Thank you very much, Mr. Rae, for a very thoughtful question.
Let me start first with the issue of Talisman. You're quite right, the Talisman situation existed before Bill C-300 was even tabled in the House. So even in the absence of this sort of formal mechanism, which in our view will encourage frivolous or vexatious or unfair allegations to be made against Canadian companies, Canadian companies were at risk of having their reputations damaged, with enormous loss for everybody involved. Our concern is that this bill would make that situation even worse. It would actually build in an incentive for the commercial competitors to Canadian companies, whose standards may be well below those of Canadian companies and certainly whose standards would be well below the standards that we would assume we'd want Canadian companies to aspire to, to make these sorts of complaints. It would encourage them to do that.
You're right. There is a provision in the bill, in clause 4, that says the minister may decline to examine the matter, but a decision not to examine the complaint would be subject to judicial review, and generally the standard to prima facie dismiss a complaint in these criteria would have to be very high. The minister could not just frivolously throw it out himself and say, this is a group that is known to recklessly damage the reputation of people; I don't take seriously the allegation they make.

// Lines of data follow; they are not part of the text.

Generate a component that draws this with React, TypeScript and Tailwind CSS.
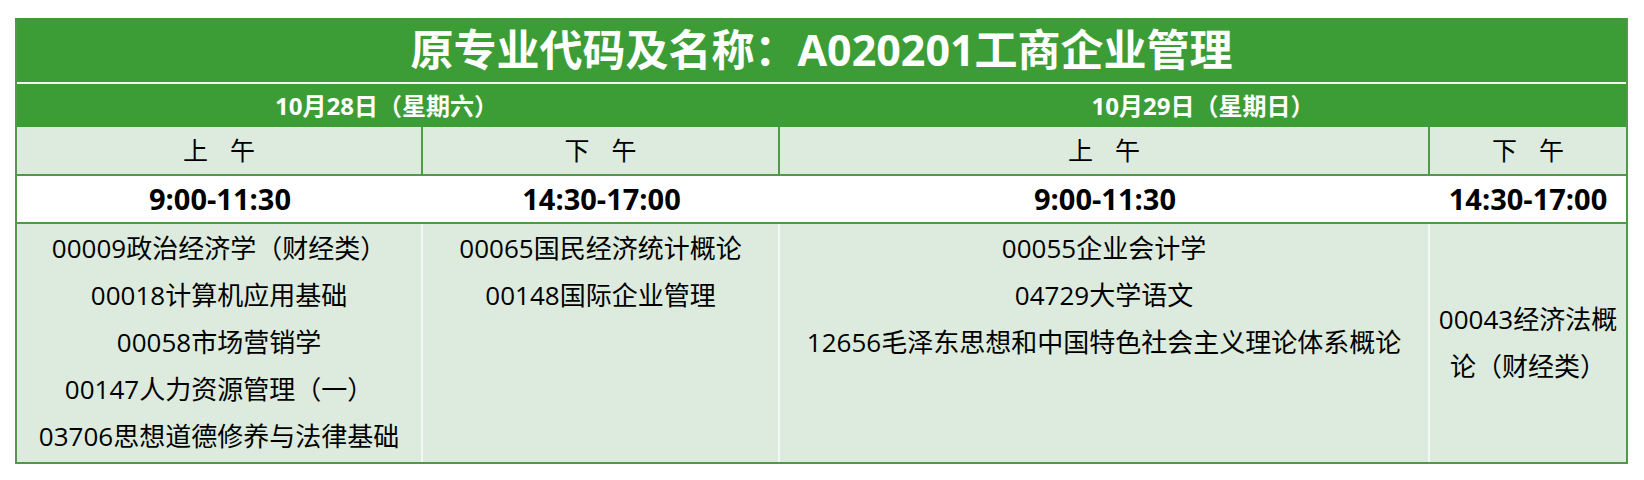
import React from "react";

const font = "font-['Open_Sans','Noto_Sans_CJK_SC',sans-serif]";

const amCourses = [
  "00009政治经济学（财经类）",
  "00018计算机应用基础",
  "00058市场营销学",
  "00147人力资源管理（一）",
  "03706思想道德修养与法律基础",
];

const pmCourses = ["00065国民经济统计概论", "00148国际企业管理"];

const sunAmCourses = [
  "00055企业会计学",
  "04729大学语文",
  "12656毛泽东思想和中国特色社会主义理论体系概论",
];

const PeriodCell = ({ label, last }: { label: [string, string]; last?: boolean }) => (
  <div
    className={`flex items-center justify-center gap-[22px] text-[25px] text-black ${
      last ? "" : "border-r-2 border-[#4f9a47]"
    }`}
  >
    <span>{label[0]}</span>
    <span>{label[1]}</span>
  </div>
);

const TimeCell = ({ time }: { time: string }) => (
  <div className="flex items-center justify-center text-[29px] font-bold text-black">
    {time}
  </div>
);

const CourseList = ({ items, last }: { items: string[]; last?: boolean }) => (
  <div
    className={`flex flex-col items-center pt-px text-[26px] leading-[47px] text-black ${
      last ? "" : "border-r-2 border-[#f4f8f3]"
    }`}
  >
    {items.map((c) => (
      <div key={c} className="whitespace-nowrap">
        {c}
      </div>
    ))}
  </div>
);

export default function App() {
  return (
    <div className={`bg-white w-[1644px] h-[480px] pt-[18px] pl-[15px] ${font}`}>
      <div className="w-[1613px] border-x-2 border-[#4f9a47]">
        {/* Title */}
        <div className="h-[64px] bg-[#3c9d36] flex items-center justify-center text-white font-bold text-[43px]">
          原专业代码及名称：A020201工商企业管理
        </div>
        <div className="h-[2px] bg-[#eef5ec]" />

        {/* Dates */}
        <div className="grid grid-cols-[763px_846px] h-[43px] bg-[#3c9d36] text-white font-bold text-[24px]">
          <div className="flex items-center justify-center pr-[24px]">10月28日（星期六）</div>
          <div className="flex items-center justify-center">10月29日（星期日）</div>
        </div>

        {/* Periods */}
        <div className="grid grid-cols-[406px_357px_650px_196px] h-[49px] bg-[#dcebdd] border-b-2 border-[#4f9a47]">
          <PeriodCell label={["上", "午"]} />
          <PeriodCell label={["下", "午"]} />
          <PeriodCell label={["上", "午"]} />
          <PeriodCell label={["下", "午"]} last />
        </div>

        {/* Times */}
        <div className="grid grid-cols-[406px_357px_650px_196px] h-[48px] bg-white border-b-2 border-[#4f9a47]">
          <TimeCell time="9:00-11:30" />
          <TimeCell time="14:30-17:00" />
          <TimeCell time="9:00-11:30" />
          <TimeCell time="14:30-17:00" />
        </div>

        {/* Courses */}
        <div className="grid grid-cols-[406px_357px_650px_196px] h-[240px] bg-[#dcebdd] border-b-2 border-[#4f9a47]">
          <CourseList items={amCourses} />
          <CourseList items={pmCourses} />
          <CourseList items={sunAmCourses} />
          <div className="flex flex-col items-center justify-center text-[26px] leading-[47px] text-black">
            <div className="whitespace-nowrap">00043经济法概</div>
            <div className="whitespace-nowrap">论（财经类）</div>
          </div>
        </div>
      </div>
    </div>
  );
}
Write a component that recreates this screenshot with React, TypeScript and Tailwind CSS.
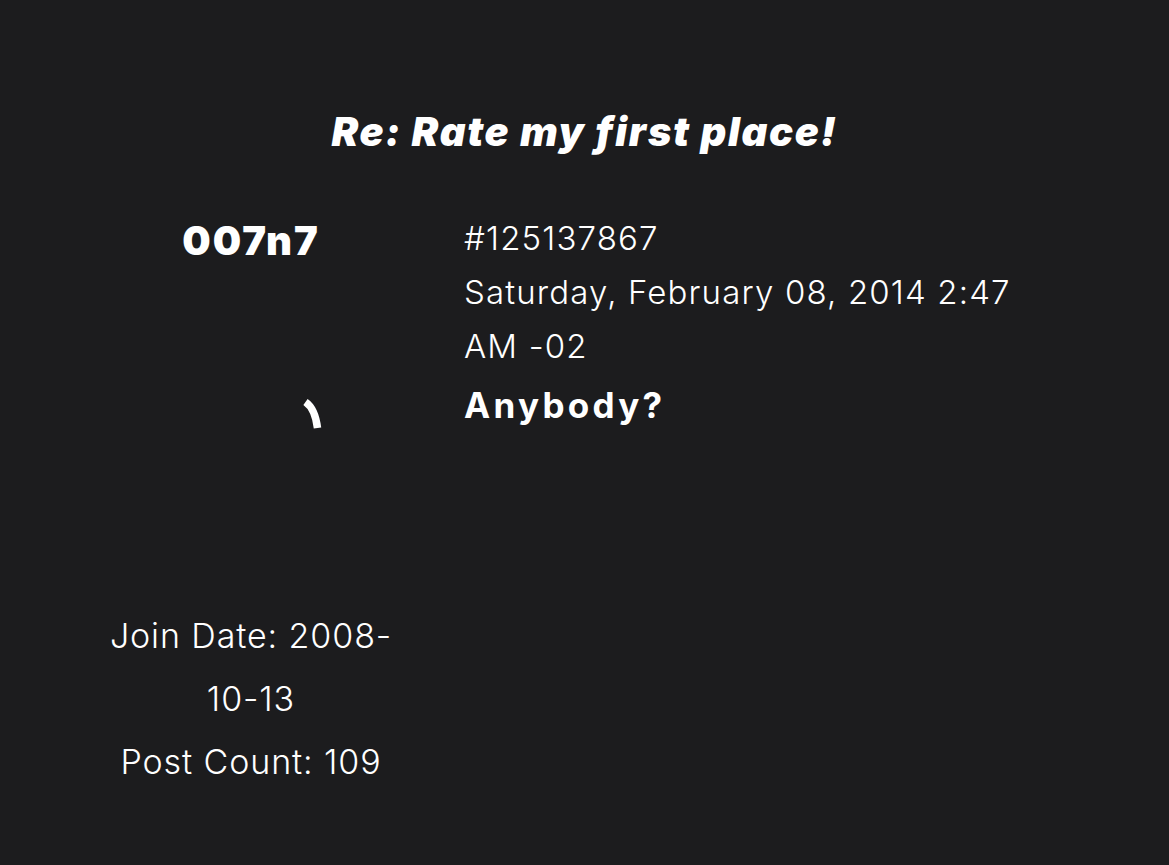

There would be a process there. One could easily see the incentive built in when a Canadian company was looking at opening up operations abroad, for example, if it was looking for licences in a country, for its commercial competitors to encourage a series of complaints to be made against Canadian companies on the grounds that they have violated environmental standards or human rights standards or a range of other international CSR concerns, perhaps in another country.